Cumberland Times-News

Mike Burke - Sports

February 23, 2013

Racecar is still racecar spelled backwardzzzz

I am so excited about today’s Daytona 500. Not.

Can’t wait to see Dale Jr., Danica and the rest of the gang back on the track. Not.

Truthfully, I am happy to see NASCAR here because it means baseball season isn’t far behind. And being even more truthful, I’m not knocking NASCAR, or any other motor sport at all because the millions and millions of people who love it can’t be wrong. It’s just, I don’t get it. I’ve tried, I really have, and I guess I will try again today for awhile, but as my ever-growing list of mechanics will tell you, I don’t get cars.

As Bill Cosby once said, “Fill ’er up. That’s what I know,” and now that’s barely applicable.

I’ve tried to get it, but I just don’t. Not can’t or won’t. Don’t. My friend Bob Gornall even tried to help me. He took me to a race, inviting me to bring my date, who had made me dateless with her relocation to Baltimore, for a weekend bus trip to Rockingham, N.C., for the 1992 GM Goodwrench 500. Bob really wanted me to get into this, as he also paid for a year’s subscription to a NASCAR publication that he said was the Bible of stock car racing and would change my life forever.

“After this weekend, you’ll never want to go to another baseball game again,” he told me.

Well, as I have told everybody who has cared to listen for the last 21 years, Bill Feeney, who went in place of my date (it wasn’t the same) and I had a great time. Great bus trip down and back, great barbecue while we were there and, best of all, the greatest fans you could ever want to be around. Everybody was so nice and so hospitable, and so eager for a novice such as myself to learn all I could about their sport.

Those fans, both on the bus and at the track, taught me many things about racing that weekend, with “Racecar is racecar spelled backwards,” seemingly the only thing to stick all these years later.

The tailgate was better than any NFL tailgate I’ve been to, and during the race, Bill and I sat a few seats down from Bob, who was wearing his red headset so he could listen to the pit crews or something.

“Whatever you do, “ he told me, “don’t watch the leader.

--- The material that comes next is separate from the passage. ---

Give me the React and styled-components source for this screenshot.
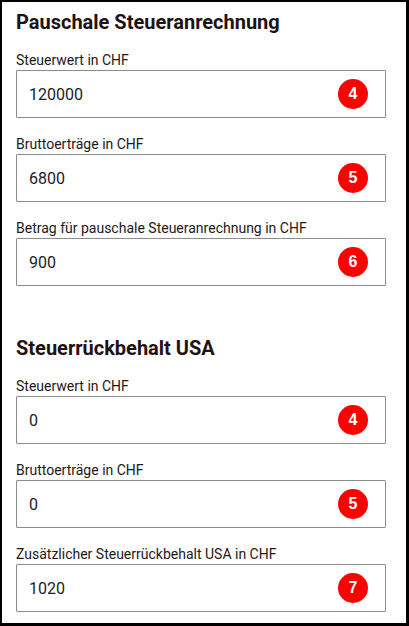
import React from 'react';
import styled, { createGlobalStyle } from 'styled-components';

const GlobalStyle = createGlobalStyle`
  * {
    margin: 0;
    padding: 0;
    box-sizing: border-box;
  }
  body {
    background: #ffffff;
    font-family: Roboto, "Liberation Sans", sans-serif;
  }
`;

const Frame = styled.div`
  width: 409px;
  height: 626px;
  overflow: hidden;
  border-style: solid;
  border-color: #000;
  border-width: 2px 3px 3px 2px;
  padding: 8px 20px 0 14px;
  background: #fff;
`;

const Section = styled.section`
  margin-top: ${(p) => (p.first ? '0' : '50px')};
`;

const Heading = styled.h2`
  font-size: 20px;
  line-height: 24px;
  font-weight: 700;
  color: #1f1212;
`;

const Field = styled.div`
  margin-top: 18px;
`;

const Label = styled.label`
  display: block;
  font-size: 14px;
  line-height: 17px;
  margin-bottom: 1px;
  color: #241818;
`;

const Box = styled.div`
  display: flex;
  align-items: center;
  height: 48px;
  border: 1px solid #8c8c8c;
  border-radius: 1px;
`;

const Value = styled.input`
  flex: 1;
  min-width: 0;
  border: none;
  outline: none;
  background: transparent;
  padding-left: 12px;
  font-family: Roboto, "Liberation Sans", sans-serif;
  font-size: 16px;
  color: #1c1c28;
`;

const Badge = styled.span`
  flex: none;
  width: 30px;
  height: 30px;
  margin-right: 17px;
  border-radius: 50%;
  background: #ff0000;
  color: #fff;
  display: flex;
  align-items: center;
  justify-content: center;
  font-family: "Liberation Sans", Arial, sans-serif;
  font-weight: 700;
  font-size: 16px;
`;

const sections = [
  {
    title: 'Pauschale Steueranrechnung',
    fields: [
      { label: 'Steuerwert in CHF', value: '120000', badge: 4 },
      { label: 'Bruttoerträge in CHF', value: '6800', badge: 5 },
      { label: 'Betrag für pauschale Steueranrechnung in CHF', value: '900', badge: 6 },
    ],
  },
  {
    title: 'Steuerrückbehalt USA',
    fields: [
      { label: 'Steuerwert in CHF', value: '0', badge: 4 },
      { label: 'Bruttoerträge in CHF', value: '0', badge: 5 },
      { label: 'Zusätzlicher Steuerrückbehalt USA in CHF', value: '1020', badge: 7 },
    ],
  },
];

export default function App() {
  return (
    <>
      <GlobalStyle />
      <Frame>
        {sections.map((s, i) => (
          <Section key={s.title} first={i === 0}>
            <Heading>{s.title}</Heading>
            {s.fields.map((f) => (
              <Field key={f.label}>
                <Label>{f.label}</Label>
                <Box>
                  <Value type="text" defaultValue={f.value} readOnly />
                  <Badge>{f.badge}</Badge>
                </Box>
              </Field>
            ))}
          </Section>
        ))}
      </Frame>
    </>
  );
}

You won’t be able to follow the race if you follow the leader. You have to follow the middle of the pack to gain full appreciation for what’s going on.”

And, he added, “Once the race begins, and they come around the third turn full throttle, you’re going to hear a roar like no other you’ve heard before.”

Right. Got it. Watch the middle of the pack, soak in the roar from the third turn, watch the middle of the pack ... Okay, I can do this.

I watched the middle of the pack, although I didn’t know what I was watching. So I listened to what everybody around me was saying, but that proved to be as beneficial as watching the middle of the pack.

Bob let me listen to what the pit crews were saying in his red headset. Greek.

Then Bill and I took turns pointing out weird people in the stands (it’s what we do), and then we watched them throw empty beer cans and chicken bones off the screen surrounding the track. That we could relate to.

As for the field coming around the third turn in full throttle, Bob was right. I have still not heard a roar that compares to that one. It was very exciting. So exciting, I just wanted to stand up and roar right along with it.

It was all very exhilarating. Problem is, once your ears adjust to it, once that roar becomes a deep steady hum, and as you sit in the warm sun somewhat sedated by what was in those empty cans now on Chicken Bone Alley, watching something you couldn’t possibly understand, it also becomes very soothing. Very relaxing, actually.

In fact, it became so relaxing, I fell asleep for about 20 minutes, which did not sit well with my once gracious host.

Bill’s left elbow to my right rib cage jolted me awake, and he pointed down to our right, where Bob, his face now as red as his headset, was leaning forward shooting me a glare that would be the envy of any Charlie Lattimer shot an official.

After he accused my parents of not being married when I was born, then called me a couple of other names, one starting with the word “rat,” the other one ending with a word that rhymed with the second word of the first name, he said. “I’m never taking you anywhere again.”

I did see the end of the race, which Bill Elliott won, and then proceeded to try to suck up to Bob for the rest of the weekend, which he would have none of. And, true to his word, he’s never taken me anywhere again, although he did send me to Game 6 of the 1997 American League Championship Series in a stretch limo with his wife and father-in-law.

The Orioles were eliminated that night by the Cleveland Indians in what was a gut-wrenching, depressing loss that kept me awake for weeks, and triggered 14 straight losing seasons by the Orioles.

Aside from Bob still calling me the name that begins with the word “rat,” which I actually take as a great compliment, I’d say we’re even.